Another avenue for interaction is the new Faculty Fellows program, which will begin in the fall. Through a competitive application process, faculty will be chosen to serve for a semester or two. The group will do readings together, take field trips, and devote time to studying teaching practices. “I’m a big believer that the conversation tells you the way the conversation ought to go,” Campbell says. “I think year-to-year, the different groups will experience different things as areas of inquiry.”

Campbell came to Baylor from the University of Mary Washington in Fredricksburg, Virginia, where he was  a professor of English for fourteen years and for three years served as assistant vice president for teaching and learning technologies. He says that the role of the ATL on campus is to produce programs and seminars, but also to respond to faculty members’ needs individually.

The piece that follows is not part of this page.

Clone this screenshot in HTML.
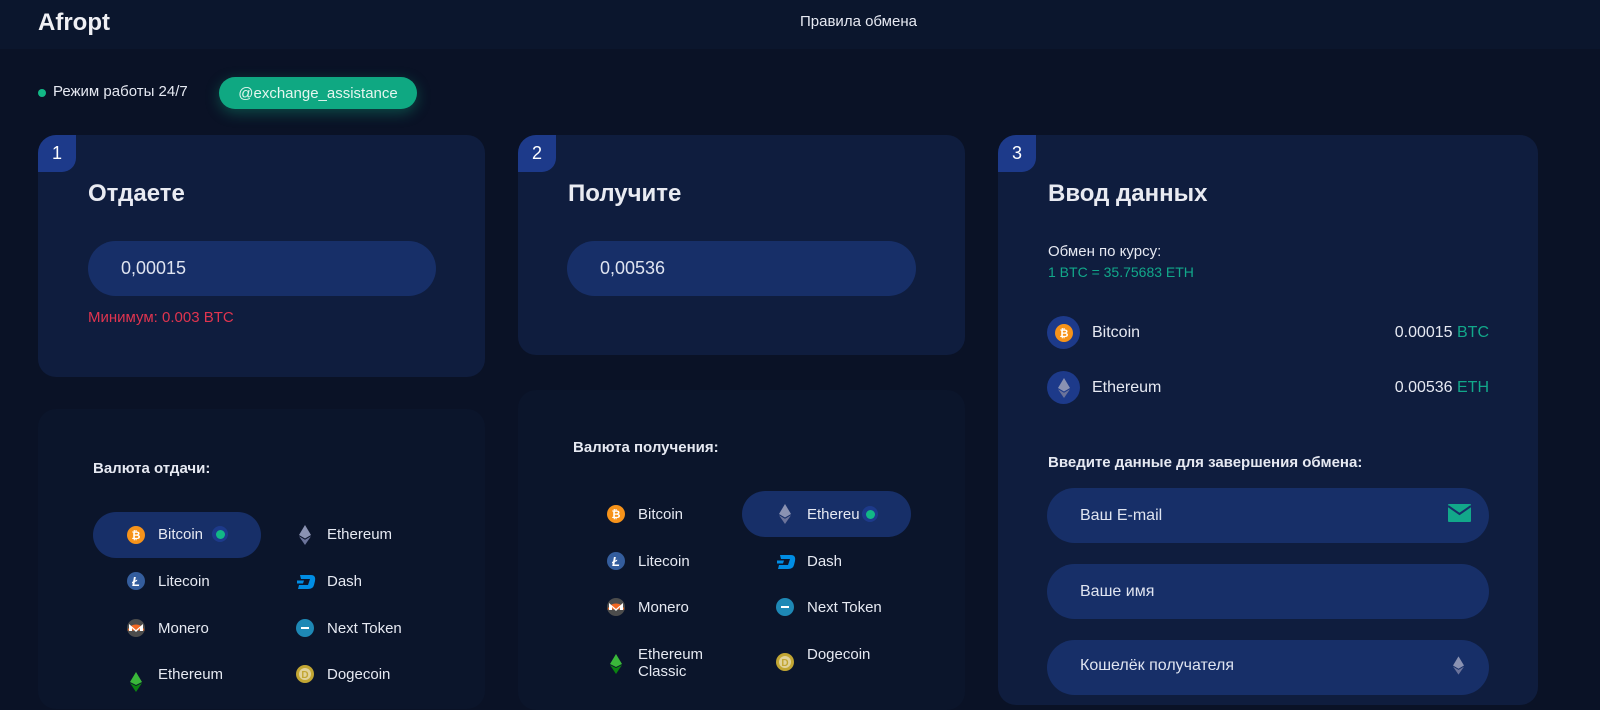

One example of that work is the ATL’s relationship with Dr. Blaine McCormick, assistant professor of management in the Hankamer School of Business. McCormick teaches the introductory business course to 450 students in a large lecture hall each semester. While he employs technology in the classroom, he wanted some advice on how to enhance the classroom experience for his students. “I am very serious about teaching,” McCormick said. “I take it as a very serious calling and responsibility.”

So McCormick contacted Campbell, and after a meeting to discuss McCormick’s teaching goals, Campbell visited the class to observe. He brought along a technology expert, and then the two of them brainstormed ideas for McCormick. When they presented their ideas, McCormick was impressed. “This was an evaluation with deep meaning, and it gave me tools,” he said. “They took what I was doing, the technology I was already using, and they took me places I didn’t know I could go.”

McCormick immediately implemented one of the suggestions. He was already using real-time digital response polling devices in the class. Now he uses them in a new way. He will ask the class a specific question: How do you calculate the current ratio for a business? (Answer: current assets over current liabilities.) The class members plug in their answers, and the typical rate of the correct answer is about 25 percent. Then McCormick has the class split into four-member groups and discuss the question before he polls them again. The second time, well over 75 percent of the class gets the answer right. “What happens is that somebody in the group knows the answer, and they explain it to everybody else,” McCormick says.

But the important thing, he notes, is that “research shows that the learning that occurs in that exercise sticks better on the exam,” he says. “There are limits on it, but it’s been very useful.”

In its first academic year on campus, the ATL has reached out to faculty both individually and in groups, Campbell says, and he hopes that will continue.

Campbell says there’s an interesting kind of irony in his presence at Baylor. “One of the reasons I took this job was that Baylor already had an extremely healthy emphasis on teaching,” he says. “So in some respects, the job of the ATL is simply to carry on a tradition, but we also want to bring new opportunities for synergies and interaction. Shared inquiry is a big part of what we are.”